→ **What the task asks**:
Provide nothing beyond the count of lines that include the string "components".

→ **Supplied material**:
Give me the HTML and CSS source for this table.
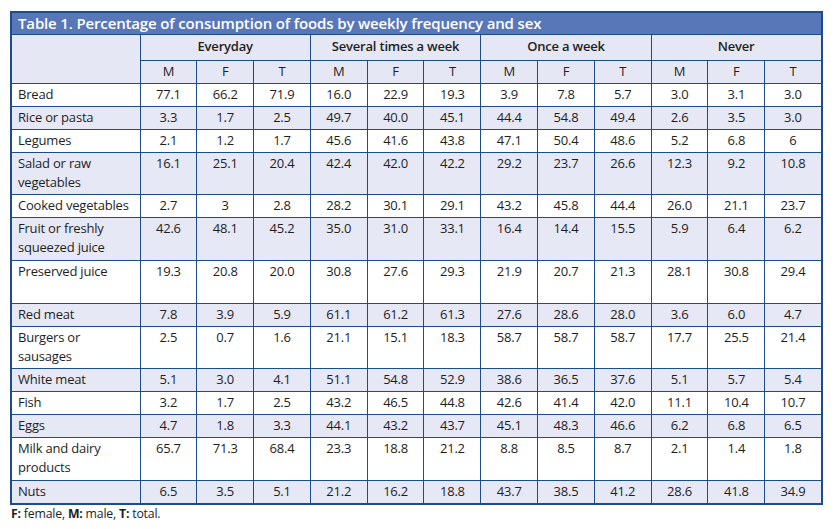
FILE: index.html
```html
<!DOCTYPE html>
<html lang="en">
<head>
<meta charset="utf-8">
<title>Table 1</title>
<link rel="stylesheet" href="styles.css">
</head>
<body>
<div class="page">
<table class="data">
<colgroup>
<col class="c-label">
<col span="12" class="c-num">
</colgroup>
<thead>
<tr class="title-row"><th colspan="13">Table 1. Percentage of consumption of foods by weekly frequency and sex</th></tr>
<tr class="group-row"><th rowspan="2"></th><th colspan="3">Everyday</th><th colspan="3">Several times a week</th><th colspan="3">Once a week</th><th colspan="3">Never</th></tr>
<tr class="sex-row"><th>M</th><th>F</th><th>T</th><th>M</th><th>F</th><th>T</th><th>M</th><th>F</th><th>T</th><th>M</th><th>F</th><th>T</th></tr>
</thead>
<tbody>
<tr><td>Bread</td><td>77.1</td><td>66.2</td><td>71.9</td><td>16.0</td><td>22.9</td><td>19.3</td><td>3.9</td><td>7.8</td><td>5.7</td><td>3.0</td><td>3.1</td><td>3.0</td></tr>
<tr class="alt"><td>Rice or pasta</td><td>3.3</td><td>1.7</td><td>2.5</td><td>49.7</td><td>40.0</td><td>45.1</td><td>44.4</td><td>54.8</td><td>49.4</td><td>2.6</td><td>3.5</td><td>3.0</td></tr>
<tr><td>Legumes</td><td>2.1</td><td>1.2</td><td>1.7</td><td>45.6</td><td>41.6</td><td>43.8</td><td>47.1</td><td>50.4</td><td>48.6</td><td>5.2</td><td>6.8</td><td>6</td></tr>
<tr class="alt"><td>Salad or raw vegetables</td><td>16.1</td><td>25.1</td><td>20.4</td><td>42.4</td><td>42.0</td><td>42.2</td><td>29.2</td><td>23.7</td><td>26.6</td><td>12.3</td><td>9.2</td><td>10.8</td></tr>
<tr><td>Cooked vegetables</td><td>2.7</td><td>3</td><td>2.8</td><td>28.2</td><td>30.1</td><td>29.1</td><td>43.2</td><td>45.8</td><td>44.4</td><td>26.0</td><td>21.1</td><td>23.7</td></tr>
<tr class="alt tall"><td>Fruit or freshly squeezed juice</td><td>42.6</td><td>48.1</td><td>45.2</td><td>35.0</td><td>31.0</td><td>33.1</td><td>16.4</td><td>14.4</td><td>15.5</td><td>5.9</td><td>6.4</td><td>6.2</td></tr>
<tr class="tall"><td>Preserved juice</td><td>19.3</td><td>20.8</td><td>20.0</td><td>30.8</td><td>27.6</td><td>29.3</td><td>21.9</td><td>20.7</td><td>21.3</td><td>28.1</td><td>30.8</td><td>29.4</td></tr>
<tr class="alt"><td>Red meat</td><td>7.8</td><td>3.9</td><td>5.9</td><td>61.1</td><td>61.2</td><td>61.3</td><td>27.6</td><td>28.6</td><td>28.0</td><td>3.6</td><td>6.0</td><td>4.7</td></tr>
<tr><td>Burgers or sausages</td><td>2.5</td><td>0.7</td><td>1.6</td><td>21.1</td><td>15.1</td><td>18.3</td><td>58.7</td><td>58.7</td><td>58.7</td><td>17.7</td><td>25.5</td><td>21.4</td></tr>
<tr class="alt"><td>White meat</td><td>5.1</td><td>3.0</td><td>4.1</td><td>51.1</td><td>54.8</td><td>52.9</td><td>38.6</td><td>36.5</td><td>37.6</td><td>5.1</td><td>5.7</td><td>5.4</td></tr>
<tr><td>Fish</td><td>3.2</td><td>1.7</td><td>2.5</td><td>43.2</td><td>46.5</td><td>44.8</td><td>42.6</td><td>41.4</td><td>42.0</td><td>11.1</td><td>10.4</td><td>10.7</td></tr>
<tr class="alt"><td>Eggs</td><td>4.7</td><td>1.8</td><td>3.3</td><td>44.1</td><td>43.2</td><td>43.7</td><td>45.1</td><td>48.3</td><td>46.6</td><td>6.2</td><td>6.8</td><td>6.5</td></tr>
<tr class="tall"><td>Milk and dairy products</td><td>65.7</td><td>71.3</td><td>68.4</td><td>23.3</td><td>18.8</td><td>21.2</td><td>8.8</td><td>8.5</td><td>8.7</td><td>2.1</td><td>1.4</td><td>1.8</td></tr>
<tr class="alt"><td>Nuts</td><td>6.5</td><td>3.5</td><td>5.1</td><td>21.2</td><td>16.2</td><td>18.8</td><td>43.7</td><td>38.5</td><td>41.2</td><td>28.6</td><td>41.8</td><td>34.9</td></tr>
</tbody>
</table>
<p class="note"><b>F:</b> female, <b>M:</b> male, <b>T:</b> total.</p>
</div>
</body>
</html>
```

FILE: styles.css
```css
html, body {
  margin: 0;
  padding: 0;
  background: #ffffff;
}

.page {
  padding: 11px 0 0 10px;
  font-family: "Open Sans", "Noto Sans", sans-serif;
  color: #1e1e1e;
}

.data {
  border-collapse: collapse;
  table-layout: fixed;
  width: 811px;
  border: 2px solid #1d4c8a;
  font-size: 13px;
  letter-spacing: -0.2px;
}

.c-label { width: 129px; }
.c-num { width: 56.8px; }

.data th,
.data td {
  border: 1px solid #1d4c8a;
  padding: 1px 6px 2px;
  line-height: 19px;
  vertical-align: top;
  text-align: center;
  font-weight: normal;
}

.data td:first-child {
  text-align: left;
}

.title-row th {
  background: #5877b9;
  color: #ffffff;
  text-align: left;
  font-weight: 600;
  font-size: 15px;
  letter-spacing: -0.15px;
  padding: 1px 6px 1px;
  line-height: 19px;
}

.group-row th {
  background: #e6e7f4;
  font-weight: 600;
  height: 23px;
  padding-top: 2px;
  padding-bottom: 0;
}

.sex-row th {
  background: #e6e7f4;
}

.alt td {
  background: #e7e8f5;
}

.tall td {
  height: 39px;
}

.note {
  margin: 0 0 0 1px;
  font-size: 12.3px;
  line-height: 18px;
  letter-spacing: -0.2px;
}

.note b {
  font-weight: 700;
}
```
---
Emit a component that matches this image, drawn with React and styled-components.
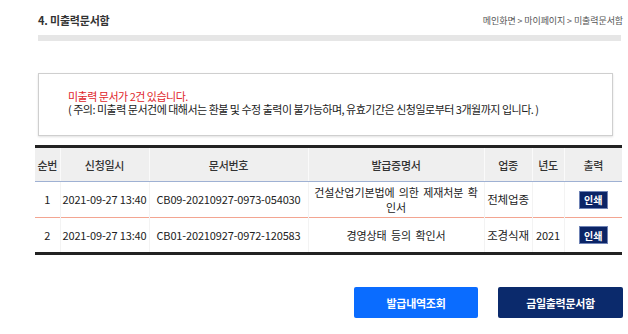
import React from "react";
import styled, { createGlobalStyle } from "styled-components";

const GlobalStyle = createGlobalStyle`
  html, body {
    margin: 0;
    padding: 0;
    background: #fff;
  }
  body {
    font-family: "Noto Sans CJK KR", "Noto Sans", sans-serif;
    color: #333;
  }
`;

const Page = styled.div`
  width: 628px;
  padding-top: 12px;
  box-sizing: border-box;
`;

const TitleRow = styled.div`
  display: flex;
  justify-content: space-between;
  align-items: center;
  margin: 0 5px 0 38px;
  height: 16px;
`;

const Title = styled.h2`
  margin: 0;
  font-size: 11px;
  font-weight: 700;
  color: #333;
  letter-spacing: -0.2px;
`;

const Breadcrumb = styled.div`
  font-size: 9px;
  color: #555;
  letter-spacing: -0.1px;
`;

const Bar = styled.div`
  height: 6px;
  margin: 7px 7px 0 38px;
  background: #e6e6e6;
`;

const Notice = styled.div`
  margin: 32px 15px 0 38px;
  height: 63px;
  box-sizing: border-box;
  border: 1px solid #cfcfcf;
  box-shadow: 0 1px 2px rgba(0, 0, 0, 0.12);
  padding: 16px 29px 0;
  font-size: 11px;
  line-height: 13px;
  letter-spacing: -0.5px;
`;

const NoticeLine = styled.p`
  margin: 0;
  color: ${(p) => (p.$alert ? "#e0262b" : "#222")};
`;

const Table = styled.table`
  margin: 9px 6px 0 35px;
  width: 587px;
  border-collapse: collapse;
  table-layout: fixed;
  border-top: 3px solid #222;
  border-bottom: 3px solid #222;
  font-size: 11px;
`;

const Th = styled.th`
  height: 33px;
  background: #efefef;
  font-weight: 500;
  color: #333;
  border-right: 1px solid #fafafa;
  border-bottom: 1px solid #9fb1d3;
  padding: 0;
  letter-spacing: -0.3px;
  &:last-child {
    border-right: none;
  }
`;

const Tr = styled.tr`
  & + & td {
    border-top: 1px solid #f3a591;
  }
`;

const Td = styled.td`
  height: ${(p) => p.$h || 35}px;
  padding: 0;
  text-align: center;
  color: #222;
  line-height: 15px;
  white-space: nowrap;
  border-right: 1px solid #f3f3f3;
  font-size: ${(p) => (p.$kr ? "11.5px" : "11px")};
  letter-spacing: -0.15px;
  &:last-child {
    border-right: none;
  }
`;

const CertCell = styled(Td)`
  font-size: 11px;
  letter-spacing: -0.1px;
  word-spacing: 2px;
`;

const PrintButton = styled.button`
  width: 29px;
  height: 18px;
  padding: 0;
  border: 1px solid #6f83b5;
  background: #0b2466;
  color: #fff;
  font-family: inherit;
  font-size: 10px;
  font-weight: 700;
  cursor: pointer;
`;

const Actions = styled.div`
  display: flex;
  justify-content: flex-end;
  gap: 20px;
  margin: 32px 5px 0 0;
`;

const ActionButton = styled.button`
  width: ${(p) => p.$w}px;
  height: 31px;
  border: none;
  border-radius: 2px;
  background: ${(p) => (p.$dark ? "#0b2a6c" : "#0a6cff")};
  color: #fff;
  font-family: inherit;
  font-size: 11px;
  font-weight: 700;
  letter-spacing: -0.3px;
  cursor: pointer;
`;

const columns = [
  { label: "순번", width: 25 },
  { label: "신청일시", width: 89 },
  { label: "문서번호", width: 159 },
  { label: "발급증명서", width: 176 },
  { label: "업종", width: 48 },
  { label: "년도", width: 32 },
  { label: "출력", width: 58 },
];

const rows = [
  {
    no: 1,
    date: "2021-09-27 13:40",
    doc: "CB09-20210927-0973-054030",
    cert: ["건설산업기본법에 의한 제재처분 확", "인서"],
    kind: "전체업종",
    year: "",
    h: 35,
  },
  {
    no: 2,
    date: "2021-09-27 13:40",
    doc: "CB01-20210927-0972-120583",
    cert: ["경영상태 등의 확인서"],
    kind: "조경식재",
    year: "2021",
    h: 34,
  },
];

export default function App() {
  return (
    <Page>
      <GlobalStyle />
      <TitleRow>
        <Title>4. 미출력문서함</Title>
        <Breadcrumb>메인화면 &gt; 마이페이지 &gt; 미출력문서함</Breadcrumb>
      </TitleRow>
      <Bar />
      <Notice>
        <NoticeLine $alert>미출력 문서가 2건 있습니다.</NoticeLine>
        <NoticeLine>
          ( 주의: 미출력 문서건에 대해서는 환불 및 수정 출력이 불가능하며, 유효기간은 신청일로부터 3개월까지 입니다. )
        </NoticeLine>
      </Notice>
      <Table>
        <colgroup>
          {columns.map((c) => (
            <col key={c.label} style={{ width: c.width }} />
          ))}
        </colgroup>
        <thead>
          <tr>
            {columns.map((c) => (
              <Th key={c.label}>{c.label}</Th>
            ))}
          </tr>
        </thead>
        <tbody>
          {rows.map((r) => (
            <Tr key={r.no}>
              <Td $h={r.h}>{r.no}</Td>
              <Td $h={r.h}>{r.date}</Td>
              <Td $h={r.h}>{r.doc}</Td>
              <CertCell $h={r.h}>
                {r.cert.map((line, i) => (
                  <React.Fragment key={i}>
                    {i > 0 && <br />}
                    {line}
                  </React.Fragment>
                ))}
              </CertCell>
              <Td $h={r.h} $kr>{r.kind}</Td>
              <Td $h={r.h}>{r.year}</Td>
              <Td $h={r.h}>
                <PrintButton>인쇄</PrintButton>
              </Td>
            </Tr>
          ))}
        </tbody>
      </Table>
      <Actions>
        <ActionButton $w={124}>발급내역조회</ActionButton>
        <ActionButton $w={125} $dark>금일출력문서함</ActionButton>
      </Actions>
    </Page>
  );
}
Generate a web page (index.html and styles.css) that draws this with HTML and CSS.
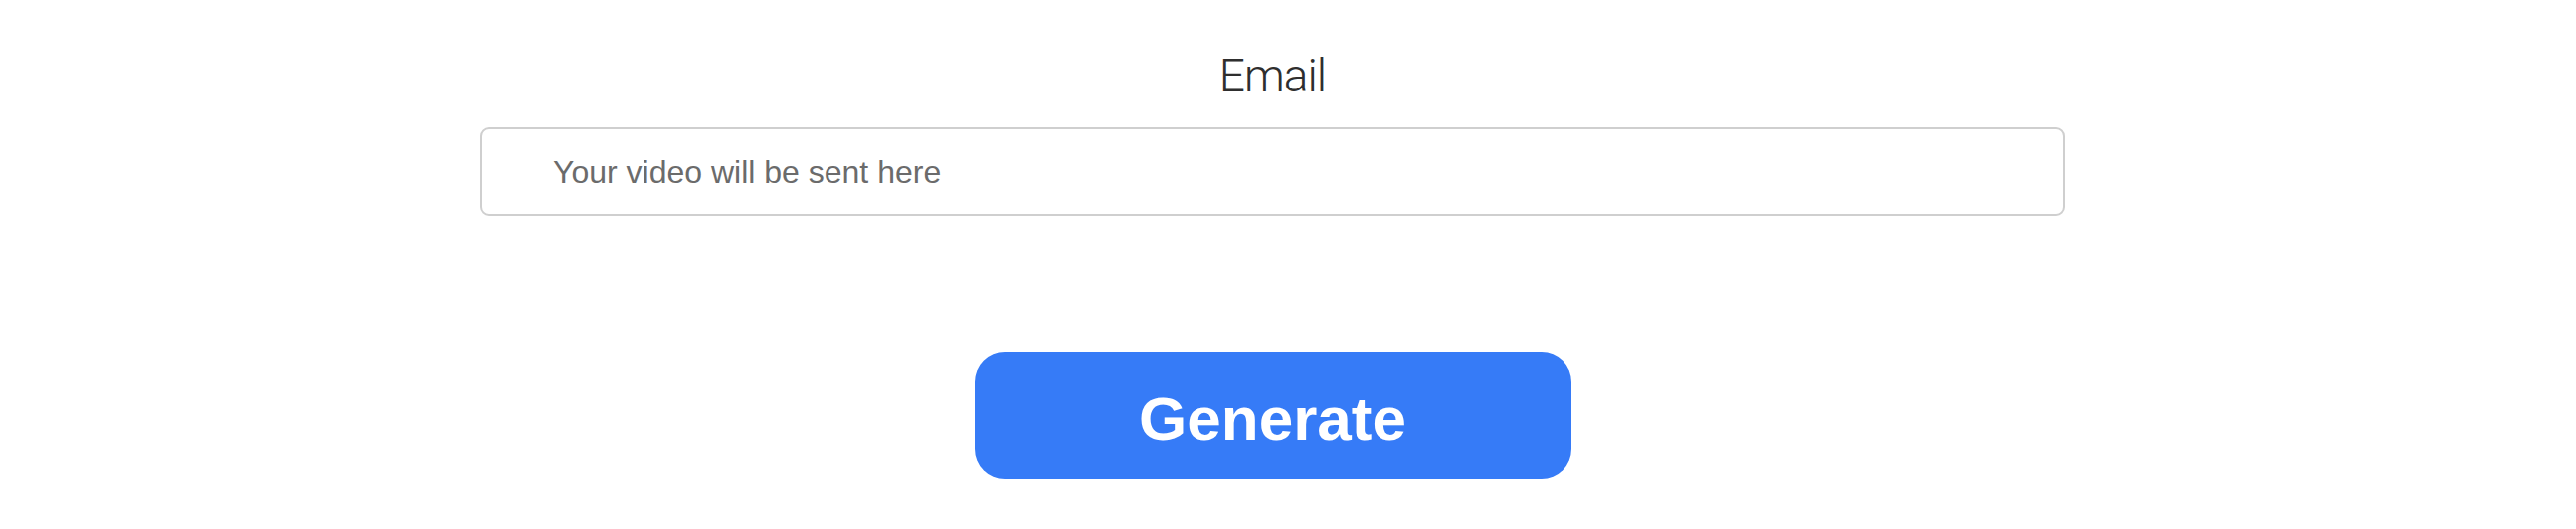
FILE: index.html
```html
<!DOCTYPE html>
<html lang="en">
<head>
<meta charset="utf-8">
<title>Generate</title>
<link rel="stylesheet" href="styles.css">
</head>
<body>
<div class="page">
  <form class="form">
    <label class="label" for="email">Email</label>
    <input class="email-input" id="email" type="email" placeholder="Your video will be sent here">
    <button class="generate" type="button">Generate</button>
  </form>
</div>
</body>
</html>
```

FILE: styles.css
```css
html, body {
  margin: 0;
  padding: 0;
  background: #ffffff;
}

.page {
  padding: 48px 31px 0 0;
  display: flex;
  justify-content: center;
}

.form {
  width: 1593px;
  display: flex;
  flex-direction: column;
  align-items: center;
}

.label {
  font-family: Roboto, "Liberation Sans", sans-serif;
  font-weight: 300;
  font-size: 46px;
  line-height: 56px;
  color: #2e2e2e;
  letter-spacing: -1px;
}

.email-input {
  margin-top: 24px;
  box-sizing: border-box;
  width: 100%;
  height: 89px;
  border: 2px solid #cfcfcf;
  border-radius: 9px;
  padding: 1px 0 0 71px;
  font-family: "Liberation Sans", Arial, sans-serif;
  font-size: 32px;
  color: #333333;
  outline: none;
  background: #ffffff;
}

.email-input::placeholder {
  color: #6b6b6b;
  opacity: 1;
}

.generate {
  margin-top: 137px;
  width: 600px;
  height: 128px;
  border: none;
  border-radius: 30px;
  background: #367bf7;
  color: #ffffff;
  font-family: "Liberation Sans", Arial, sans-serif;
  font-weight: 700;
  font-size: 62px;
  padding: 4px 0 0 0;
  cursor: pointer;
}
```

→ **The completed task**:
2